— start of Task input —

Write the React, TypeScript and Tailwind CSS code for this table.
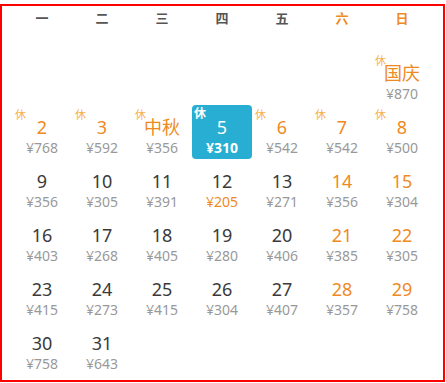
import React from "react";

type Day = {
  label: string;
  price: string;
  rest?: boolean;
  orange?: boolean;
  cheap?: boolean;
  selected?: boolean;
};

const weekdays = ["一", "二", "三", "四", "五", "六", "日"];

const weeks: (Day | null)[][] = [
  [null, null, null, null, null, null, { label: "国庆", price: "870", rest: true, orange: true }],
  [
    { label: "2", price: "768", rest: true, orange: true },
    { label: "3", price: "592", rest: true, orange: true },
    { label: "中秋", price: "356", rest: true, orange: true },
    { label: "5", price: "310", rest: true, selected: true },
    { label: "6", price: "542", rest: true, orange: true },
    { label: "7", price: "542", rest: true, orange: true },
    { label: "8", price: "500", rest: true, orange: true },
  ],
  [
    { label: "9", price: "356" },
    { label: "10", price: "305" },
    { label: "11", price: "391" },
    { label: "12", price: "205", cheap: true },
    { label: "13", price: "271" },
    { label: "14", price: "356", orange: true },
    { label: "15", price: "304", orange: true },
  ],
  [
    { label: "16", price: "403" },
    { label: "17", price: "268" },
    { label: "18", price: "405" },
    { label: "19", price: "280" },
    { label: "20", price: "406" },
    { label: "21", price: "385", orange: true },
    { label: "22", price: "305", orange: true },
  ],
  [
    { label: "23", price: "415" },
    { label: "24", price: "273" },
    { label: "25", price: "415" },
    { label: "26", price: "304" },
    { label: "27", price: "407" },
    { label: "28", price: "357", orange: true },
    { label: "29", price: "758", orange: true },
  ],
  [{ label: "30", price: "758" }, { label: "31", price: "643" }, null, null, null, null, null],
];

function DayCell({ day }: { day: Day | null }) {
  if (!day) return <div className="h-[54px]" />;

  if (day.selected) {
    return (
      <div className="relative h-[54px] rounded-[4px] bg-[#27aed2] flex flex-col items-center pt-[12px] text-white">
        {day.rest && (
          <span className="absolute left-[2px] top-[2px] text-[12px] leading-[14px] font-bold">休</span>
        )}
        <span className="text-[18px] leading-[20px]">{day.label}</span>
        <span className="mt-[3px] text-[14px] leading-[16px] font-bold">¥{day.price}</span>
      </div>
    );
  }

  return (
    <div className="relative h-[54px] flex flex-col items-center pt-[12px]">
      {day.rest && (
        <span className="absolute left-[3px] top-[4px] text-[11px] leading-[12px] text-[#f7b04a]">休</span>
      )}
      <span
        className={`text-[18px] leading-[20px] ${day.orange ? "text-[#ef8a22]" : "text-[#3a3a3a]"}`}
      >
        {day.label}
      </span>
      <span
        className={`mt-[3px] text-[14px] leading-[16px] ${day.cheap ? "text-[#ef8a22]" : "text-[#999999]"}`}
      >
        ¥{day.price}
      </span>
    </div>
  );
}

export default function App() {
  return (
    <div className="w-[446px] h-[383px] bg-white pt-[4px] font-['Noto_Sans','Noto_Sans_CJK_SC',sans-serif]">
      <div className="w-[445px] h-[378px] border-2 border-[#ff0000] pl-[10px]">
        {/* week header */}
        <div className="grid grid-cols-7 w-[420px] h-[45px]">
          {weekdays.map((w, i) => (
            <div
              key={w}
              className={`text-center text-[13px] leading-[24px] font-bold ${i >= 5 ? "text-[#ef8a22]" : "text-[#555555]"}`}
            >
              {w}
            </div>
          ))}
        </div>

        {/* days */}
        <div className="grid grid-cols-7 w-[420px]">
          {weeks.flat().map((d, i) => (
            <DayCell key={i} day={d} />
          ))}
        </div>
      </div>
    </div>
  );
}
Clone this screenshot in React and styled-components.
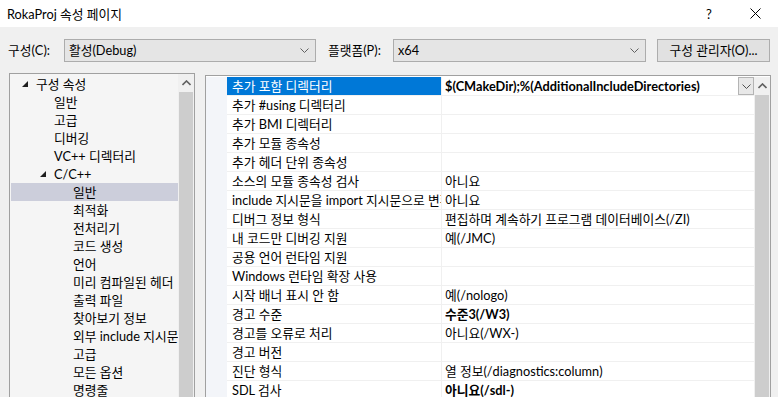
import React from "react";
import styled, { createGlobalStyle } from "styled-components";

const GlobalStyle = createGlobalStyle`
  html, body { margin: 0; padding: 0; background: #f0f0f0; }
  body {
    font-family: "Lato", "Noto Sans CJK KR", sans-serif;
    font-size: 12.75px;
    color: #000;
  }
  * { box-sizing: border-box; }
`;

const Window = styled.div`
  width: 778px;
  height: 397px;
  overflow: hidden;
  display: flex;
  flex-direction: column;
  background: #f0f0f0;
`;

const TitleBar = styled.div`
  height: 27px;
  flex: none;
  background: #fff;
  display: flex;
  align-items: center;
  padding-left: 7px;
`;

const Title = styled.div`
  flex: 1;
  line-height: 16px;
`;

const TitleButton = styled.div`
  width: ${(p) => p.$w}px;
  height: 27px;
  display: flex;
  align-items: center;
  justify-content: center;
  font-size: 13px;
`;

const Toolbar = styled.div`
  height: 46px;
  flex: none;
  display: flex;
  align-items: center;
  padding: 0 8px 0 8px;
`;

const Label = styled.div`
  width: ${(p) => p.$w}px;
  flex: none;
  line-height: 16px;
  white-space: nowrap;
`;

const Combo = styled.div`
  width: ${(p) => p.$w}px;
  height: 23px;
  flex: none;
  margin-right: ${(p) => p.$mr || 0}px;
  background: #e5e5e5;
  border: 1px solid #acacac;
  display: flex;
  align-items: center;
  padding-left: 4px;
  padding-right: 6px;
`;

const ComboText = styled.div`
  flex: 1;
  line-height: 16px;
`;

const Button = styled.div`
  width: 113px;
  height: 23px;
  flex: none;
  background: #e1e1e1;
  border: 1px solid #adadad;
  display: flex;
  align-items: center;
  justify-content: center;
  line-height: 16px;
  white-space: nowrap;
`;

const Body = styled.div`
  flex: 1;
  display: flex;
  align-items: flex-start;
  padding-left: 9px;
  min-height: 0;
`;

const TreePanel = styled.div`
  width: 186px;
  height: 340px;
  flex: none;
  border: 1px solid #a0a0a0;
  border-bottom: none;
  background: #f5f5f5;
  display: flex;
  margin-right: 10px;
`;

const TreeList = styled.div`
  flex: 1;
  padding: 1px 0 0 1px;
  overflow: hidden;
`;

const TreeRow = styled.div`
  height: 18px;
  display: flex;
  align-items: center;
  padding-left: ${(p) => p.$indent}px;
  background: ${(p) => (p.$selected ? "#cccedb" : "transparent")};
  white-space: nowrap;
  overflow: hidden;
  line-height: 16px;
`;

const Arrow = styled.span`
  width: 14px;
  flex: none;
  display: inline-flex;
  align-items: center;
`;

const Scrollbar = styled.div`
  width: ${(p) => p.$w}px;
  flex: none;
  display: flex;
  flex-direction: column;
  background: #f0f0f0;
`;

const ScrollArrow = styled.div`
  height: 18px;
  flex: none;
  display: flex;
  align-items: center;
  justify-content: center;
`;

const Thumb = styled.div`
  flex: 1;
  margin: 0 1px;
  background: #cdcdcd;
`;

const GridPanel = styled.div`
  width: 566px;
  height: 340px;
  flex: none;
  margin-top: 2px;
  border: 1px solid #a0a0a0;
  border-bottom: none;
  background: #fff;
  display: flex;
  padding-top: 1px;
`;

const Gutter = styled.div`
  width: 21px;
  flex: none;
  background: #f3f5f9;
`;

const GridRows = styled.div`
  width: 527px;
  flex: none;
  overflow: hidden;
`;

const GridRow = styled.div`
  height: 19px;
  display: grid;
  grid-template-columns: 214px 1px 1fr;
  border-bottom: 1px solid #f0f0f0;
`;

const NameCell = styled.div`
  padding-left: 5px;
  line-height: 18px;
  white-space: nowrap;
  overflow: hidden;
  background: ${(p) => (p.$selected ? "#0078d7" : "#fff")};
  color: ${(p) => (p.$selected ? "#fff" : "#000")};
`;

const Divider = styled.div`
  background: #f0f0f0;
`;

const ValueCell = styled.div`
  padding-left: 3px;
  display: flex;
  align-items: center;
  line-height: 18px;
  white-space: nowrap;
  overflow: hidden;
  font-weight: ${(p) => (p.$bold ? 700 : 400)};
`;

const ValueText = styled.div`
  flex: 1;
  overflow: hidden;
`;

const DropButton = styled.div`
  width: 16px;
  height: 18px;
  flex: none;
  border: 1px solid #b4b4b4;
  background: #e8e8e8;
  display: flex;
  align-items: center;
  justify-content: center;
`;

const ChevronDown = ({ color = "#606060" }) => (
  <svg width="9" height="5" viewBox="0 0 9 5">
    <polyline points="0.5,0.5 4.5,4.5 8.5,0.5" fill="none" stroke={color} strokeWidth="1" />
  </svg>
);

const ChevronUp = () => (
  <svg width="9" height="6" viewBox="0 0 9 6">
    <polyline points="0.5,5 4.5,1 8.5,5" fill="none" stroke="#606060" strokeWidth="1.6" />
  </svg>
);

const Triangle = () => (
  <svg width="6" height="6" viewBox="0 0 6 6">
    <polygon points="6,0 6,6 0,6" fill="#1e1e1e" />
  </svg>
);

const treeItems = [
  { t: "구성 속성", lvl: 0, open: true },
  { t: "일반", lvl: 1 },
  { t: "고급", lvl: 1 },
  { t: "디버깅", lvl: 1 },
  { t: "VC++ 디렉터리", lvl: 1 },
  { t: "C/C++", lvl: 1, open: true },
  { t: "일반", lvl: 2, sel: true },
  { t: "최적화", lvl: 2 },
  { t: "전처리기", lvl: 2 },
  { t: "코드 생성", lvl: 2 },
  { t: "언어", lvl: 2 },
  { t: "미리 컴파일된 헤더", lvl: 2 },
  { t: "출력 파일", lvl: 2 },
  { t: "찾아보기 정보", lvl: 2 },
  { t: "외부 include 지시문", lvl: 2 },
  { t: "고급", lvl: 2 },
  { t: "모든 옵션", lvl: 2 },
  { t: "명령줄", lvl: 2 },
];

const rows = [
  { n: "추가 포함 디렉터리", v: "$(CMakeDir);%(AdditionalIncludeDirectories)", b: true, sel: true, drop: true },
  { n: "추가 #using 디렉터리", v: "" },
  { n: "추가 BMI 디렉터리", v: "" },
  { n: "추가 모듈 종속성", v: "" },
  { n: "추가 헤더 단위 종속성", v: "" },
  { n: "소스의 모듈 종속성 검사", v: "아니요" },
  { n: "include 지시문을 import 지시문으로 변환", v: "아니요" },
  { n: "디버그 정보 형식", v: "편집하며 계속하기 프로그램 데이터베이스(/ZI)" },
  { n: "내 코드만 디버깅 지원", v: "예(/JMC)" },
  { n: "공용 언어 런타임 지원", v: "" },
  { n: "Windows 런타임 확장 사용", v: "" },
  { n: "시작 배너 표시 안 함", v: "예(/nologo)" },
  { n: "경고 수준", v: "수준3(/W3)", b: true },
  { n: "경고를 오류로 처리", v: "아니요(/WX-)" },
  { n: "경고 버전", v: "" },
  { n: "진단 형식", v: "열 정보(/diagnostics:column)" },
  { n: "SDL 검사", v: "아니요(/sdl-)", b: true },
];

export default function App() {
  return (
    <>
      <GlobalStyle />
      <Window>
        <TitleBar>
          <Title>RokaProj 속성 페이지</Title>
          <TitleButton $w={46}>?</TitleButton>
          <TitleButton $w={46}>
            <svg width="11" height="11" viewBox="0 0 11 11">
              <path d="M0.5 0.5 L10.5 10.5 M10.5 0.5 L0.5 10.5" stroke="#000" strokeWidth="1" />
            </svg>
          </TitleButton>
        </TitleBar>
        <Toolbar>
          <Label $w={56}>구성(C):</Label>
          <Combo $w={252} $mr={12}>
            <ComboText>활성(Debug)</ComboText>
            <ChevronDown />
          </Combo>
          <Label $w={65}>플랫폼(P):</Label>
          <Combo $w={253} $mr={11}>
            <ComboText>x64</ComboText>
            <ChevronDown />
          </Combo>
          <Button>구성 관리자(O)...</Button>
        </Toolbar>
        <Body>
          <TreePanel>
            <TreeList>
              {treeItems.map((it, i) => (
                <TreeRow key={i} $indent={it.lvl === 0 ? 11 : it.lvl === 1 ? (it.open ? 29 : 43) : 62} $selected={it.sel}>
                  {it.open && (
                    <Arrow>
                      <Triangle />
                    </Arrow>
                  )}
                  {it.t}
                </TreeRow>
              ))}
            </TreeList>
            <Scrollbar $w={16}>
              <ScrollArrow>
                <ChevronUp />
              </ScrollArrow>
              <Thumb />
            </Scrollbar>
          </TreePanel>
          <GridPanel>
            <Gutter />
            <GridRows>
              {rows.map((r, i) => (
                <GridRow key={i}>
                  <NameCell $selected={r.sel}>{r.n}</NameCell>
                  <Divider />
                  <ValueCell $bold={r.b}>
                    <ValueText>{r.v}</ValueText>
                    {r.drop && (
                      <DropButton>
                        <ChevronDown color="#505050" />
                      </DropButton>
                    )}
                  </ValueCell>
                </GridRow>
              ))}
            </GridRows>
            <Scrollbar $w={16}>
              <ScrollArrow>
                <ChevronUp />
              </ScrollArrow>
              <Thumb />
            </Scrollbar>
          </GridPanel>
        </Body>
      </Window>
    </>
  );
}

— end of Task input —

§ **Given problem**: Set down the records above word for word, from the first line through the line containing "if (!day) return", both included; leave out the pictures.

§ **Finished answer**:
Write the React, TypeScript and Tailwind CSS code for this table.
import React from "react";

type Day = {
  label: string;
  price: string;
  rest?: boolean;
  orange?: boolean;
  cheap?: boolean;
  selected?: boolean;
};

const weekdays = ["一", "二", "三", "四", "五", "六", "日"];

const weeks: (Day | null)[][] = [
  [null, null, null, null, null, null, { label: "国庆", price: "870", rest: true, orange: true }],
  [
    { label: "2", price: "768", rest: true, orange: true },
    { label: "3", price: "592", rest: true, orange: true },
    { label: "中秋", price: "356", rest: true, orange: true },
    { label: "5", price: "310", rest: true, selected: true },
    { label: "6", price: "542", rest: true, orange: true },
    { label: "7", price: "542", rest: true, orange: true },
    { label: "8", price: "500", rest: true, orange: true },
  ],
  [
    { label: "9", price: "356" },
    { label: "10", price: "305" },
    { label: "11", price: "391" },
    { label: "12", price: "205", cheap: true },
    { label: "13", price: "271" },
    { label: "14", price: "356", orange: true },
    { label: "15", price: "304", orange: true },
  ],
  [
    { label: "16", price: "403" },
    { label: "17", price: "268" },
    { label: "18", price: "405" },
    { label: "19", price: "280" },
    { label: "20", price: "406" },
    { label: "21", price: "385", orange: true },
    { label: "22", price: "305", orange: true },
  ],
  [
    { label: "23", price: "415" },
    { label: "24", price: "273" },
    { label: "25", price: "415" },
    { label: "26", price: "304" },
    { label: "27", price: "407" },
    { label: "28", price: "357", orange: true },
    { label: "29", price: "758", orange: true },
  ],
  [{ label: "30", price: "758" }, { label: "31", price: "643" }, null, null, null, null, null],
];

function DayCell({ day }: { day: Day | null }) {
  if (!day) return <div className="h-[54px]" />;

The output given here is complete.